/---

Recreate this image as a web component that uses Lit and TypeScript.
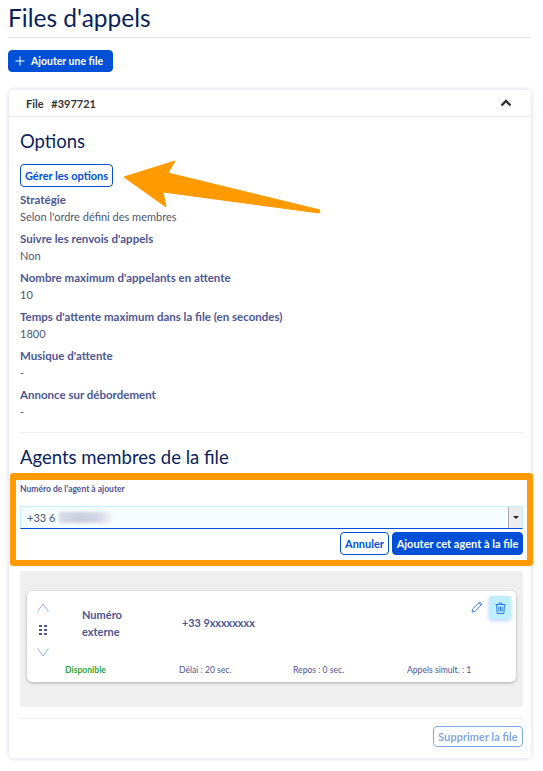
import { LitElement, html, css } from "lit";
import { customElement } from "lit/decorators.js";

const options = [
  ["Stratégie", "Selon l'ordre défini des membres"],
  ["Suivre les renvois d'appels", "Non"],
  ["Nombre maximum d'appelants en attente", "10"],
  ["Temps d'attente maximum dans la file (en secondes)", "1800"],
  ["Musique d'attente", "-"],
  ["Annonce sur débordement", "-"],
];

@customElement("app-root")
export class AppRoot extends LitElement {
  static styles = css`
    :host {
      display: block;
      position: relative;
      height: 771px;
      overflow: hidden;
      background: #fff;
      font-family: Lato, "Noto Sans", sans-serif;
      font-size: 11px;
      color: #4d5693;
    }
    * {
      box-sizing: border-box;
    }
    .page {
      padding: 0 12px 0 8px;
      display: flex;
      flex-direction: column;
    }
    h1 {
      margin: 0;
      height: 38px;
      border-bottom: 1px solid #e3e5ea;
      font-size: 24.500px;
      line-height: 36px;
      font-weight: 400;
      color: #0a1f5c;
    }
    button {
      font-family: inherit;
      font-weight: 700;
      font-size: 11px;
      border-radius: 4px;
      border: 1px solid #0050d7;
      padding: 0;
      background: #fff;
      color: #0050d7;
      white-space: nowrap;
    }
    button.primary {
      background: #0050d7;
      color: #fff;
    }
    .add {
      margin-top: 12px;
      width: 105px;
      height: 22px;
      display: flex;
      align-items: center;
      gap: 6px;
      padding-left: 6px;
      font-size: 10.500px;
    }
    .add svg {
      flex: none;
    }
    .card {
      margin: 18px 0 0 1px;
      height: 668px;
      border-radius: 4px;
      box-shadow: 0 0 5px rgba(80, 90, 190, 0.25);
      display: flex;
      flex-direction: column;
    }
    .card-head {
      height: 27px;
      padding: 0 19px 0 17px;
      border-bottom: 1px solid #e6e8ee;
      display: flex;
      align-items: center;
      justify-content: space-between;
      font-size: 11px;
      font-weight: 700;
      color: #333;
    }
    .card-head span span {
      margin-left: 5px;
    }
    .body {
      padding: 0 8px 0 11px;
      display: flex;
      flex-direction: column;
    }
    h2 {
      margin: 0;
      font-size: 18.500px;
      line-height: 26px;
      font-weight: 400;
      color: #0a1f5c;
    }
    .options-title {
      margin-top: 11px;
    }
    .manage {
      margin-top: 10px;
      width: 93px;
      height: 23px;
    }
    .options {
      margin-top: 4px;
      padding-bottom: 7px;
      border-bottom: 1px solid #eceef2;
    }
    .opt {
      margin-bottom: 5px;
      line-height: 17px;
    }
    .opt b {
      display: block;
      font-size: 11.500px;
      font-weight: 700;
    }
    .opt span {
      display: block;
      font-size: 11px;
      color: #4d5670;
    }
    .agents-title {
      margin-top: 11px;
    }
    .form {
      margin: 3px -10px 0 -10px;
      height: 93px;
      border: 6px solid #ff9a00;
      border-top-width: 7px;
      border-radius: 3px;
      padding: 3px 4px 0 4px;
      display: flex;
      flex-direction: column;
    }
    .form label {
      font-size: 8.500px;
      line-height: 12px;
      font-weight: 700;
    }
    .select {
      margin-top: 11px;
      height: 23px;
      background: #f5fdff;
      border: 1px solid #c6eefb;
      border-bottom: 1px solid #0050d7;
      display: flex;
      align-items: center;
      justify-content: space-between;
      padding-left: 6px;
      font-size: 11px;
      color: #4d5670;
    }
    .value {
      display: flex;
      align-items: center;
      gap: 4px;
    }
    .blur {
      width: 52px;
      height: 11px;
      background: linear-gradient(90deg, #d8dbe6, #c9cddd 40%, #d5d8e4 75%, #eef0f6);
      filter: blur(1.5px);
    }
    .drop {
      width: 14px;
      height: 100%;
      background: #ececec;
      border-left: 1px solid #aaa;
      display: flex;
      align-items: center;
      justify-content: center;
    }
    .drop i {
      border: 3px solid transparent;
      border-top: 3px solid #222;
      border-bottom: 0;
    }
    .form-actions {
      margin-top: 3px;
      display: flex;
      justify-content: flex-end;
      gap: 3px;
    }
    .form-actions button {
      height: 23px;
    }
    .cancel {
      width: 49px;
    }
    .confirm {
      width: 131px;
    }
    .panel {
      margin-top: 5px;
      height: 136px;
      background: #efefef;
      border-radius: 3px;
      padding: 20px 7px 0;
    }
    .agent {
      height: 91px;
      background: #fff;
      border-radius: 5px;
      box-shadow: 0 1px 3px rgba(0, 0, 0, 0.3);
      display: flex;
      flex-direction: column;
    }
    .agent-main {
      height: 72px;
      display: flex;
    }
    .order {
      width: 55px;
      padding: 12px 0 0 10px;
      display: flex;
      flex-direction: column;
      align-items: flex-start;
      gap: 13px;
    }
    .grip {
      margin-left: 2px;
      display: grid;
      grid-template-columns: 3px 3px;
      gap: 2px 2px;
    }
    .grip i {
      width: 3px;
      height: 2px;
      background: #4d5693;
    }
    .kind {
      width: 100px;
      padding-top: 15px;
      font-size: 11px;
      line-height: 17px;
      font-weight: 700;
    }
    .number {
      padding-top: 23px;
      font-size: 10.800px;
      line-height: 17px;
      font-weight: 700;
    }
    .tools {
      margin-left: auto;
      padding: 5px 5px 0 0;
      display: flex;
      gap: 6px;
      align-items: flex-start;
    }
    .pen {
      margin-top: 5px;
    }
    .trash {
      width: 22px;
      height: 23px;
      border-radius: 3px;
      background: #bfefff;
      box-shadow: 0 2px 4px rgba(0, 80, 215, 0.25);
      display: flex;
      align-items: center;
      justify-content: center;
    }
    .agent-foot {
      padding-left: 38px;
      display: grid;
      grid-template-columns: 114px 114px 114px 1fr;
      font-size: 8.600px;
      line-height: 14px;
    }
    .ok {
      font-weight: 700;
      color: #2aa63c;
    }
    .foot {
      margin-top: 11px;
      padding-top: 7px;
      border-top: 1px solid #eceef2;
      display: flex;
      justify-content: flex-end;
    }
    .remove {
      width: 90px;
      height: 21px;
      opacity: 0.5;
    }
    .arrow {
      position: absolute;
      left: 0;
      top: 0;
      pointer-events: none;
    }
  `;

  render() {
    return html`
      <div class="page">
        <h1>Files d'appels</h1>
        <button class="primary add">
          <svg width="10" height="10" viewBox="0 0 10 10"><path d="M5 .5v9M.5 5h9" stroke="#fff" fill="none"/></svg>
          Ajouter une file
        </button>
        <section class="card">
          <div class="card-head">
            <span>File <span>#397721</span></span>
            <svg width="12" height="8" viewBox="0 0 12 8"><path d="M1.500 6.500 6 2l4.500 4.500" stroke="#333" stroke-width="2.400" fill="none"/></svg>
          </div>
          <div class="body">
            <h2 class="options-title">Options</h2>
            <button class="manage">Gérer les options</button>
            <div class="options">
              ${options.map(
                ([label, value]) => html`<div class="opt"><b>${label}</b><span>${value}</span></div>`
              )}
            </div>
            <h2 class="agents-title">Agents membres de la file</h2>
            <div class="form">
              <label>Numéro de l'agent à ajouter</label>
              <div class="select">
                <div class="value">+33 6 <div class="blur"></div></div>
                <div class="drop"><i></i></div>
              </div>
              <div class="form-actions">
                <button class="cancel">Annuler</button>
                <button class="primary confirm">Ajouter cet agent à la file</button>
              </div>
            </div>
            <div class="panel">
              <div class="agent">
                <div class="agent-main">
                  <div class="order">
                    <svg width="12" height="9" viewBox="0 0 12 9"><path d="M.5 8.500 6 1l5.500 7.500" stroke="#8fb0f0" fill="none"/></svg>
                    <div class="grip">${[0, 1, 2, 3, 4, 5].map(() => html`<i></i>`)}</div>
                    <svg width="12" height="9" viewBox="0 0 12 9"><path d="M.5 .5 6 8l5.500-7.500" stroke="#8fb0f0" fill="none"/></svg>
                  </div>
                  <div class="kind">Numéro<br />externe</div>
                  <div class="number">+33 9xxxxxxxx</div>
                  <div class="tools">
                    <svg class="pen" width="12" height="12" viewBox="0 0 12 12"><path d="M1 11l.7-3L8.800 1l2.200 2.200L4 10.300zM7.800 2l2.200 2.200" stroke="#3f7fe0" fill="none"/></svg>
                    <div class="trash">
                      <svg width="11" height="12" viewBox="0 0 11 12"><path d="M.5 2.500h10M4 2.500V1h3v1.500M1.500 2.500l.6 9h6.800l.6-9M3.800 4.500v5M5.500 4.500v5M7.200 4.500v5" stroke="#2f7fe8" fill="none"/></svg>
                    </div>
                  </div>
                </div>
                <div class="agent-foot">
                  <span class="ok">Disponible</span>
                  <span>Délai : 20 sec.</span>
                  <span>Repos : 0 sec.</span>
                  <span>Appels simult. : 1</span>
                </div>
              </div>
            </div>
            <div class="foot"><button class="remove">Supprimer la file</button></div>
          </div>
        </section>
      </div>
      <svg class="arrow" width="543" height="771" viewBox="0 0 543 771">
        <polygon points="124,177 175,161 168,173 320,210 319,213 163,192 166,207" fill="#ff9a00" stroke="#ff9a00" stroke-linejoin="round" stroke-width="1"/>
      </svg>
    `;
  }
}
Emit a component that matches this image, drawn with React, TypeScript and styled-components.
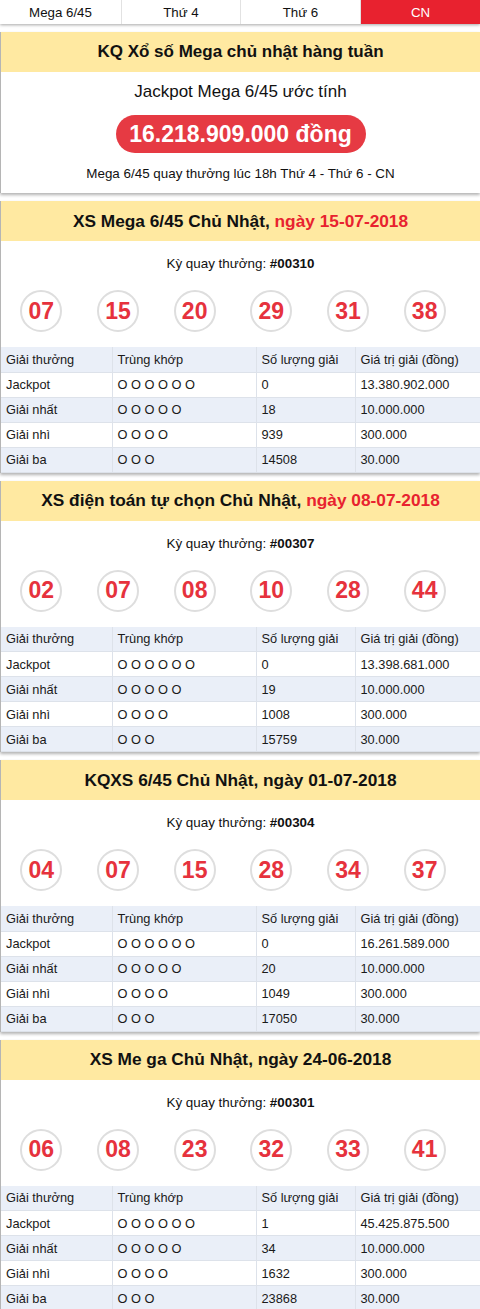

\---

» TASK REQUIREMENTS:
Every line in the data that holds "image" should be copied out.

» WRITTEN RESPONSE:
Recreate this image as a web component that uses Lit and TypeScript.
Emit a component that matches this image, drawn with React, TypeScript and styled-components.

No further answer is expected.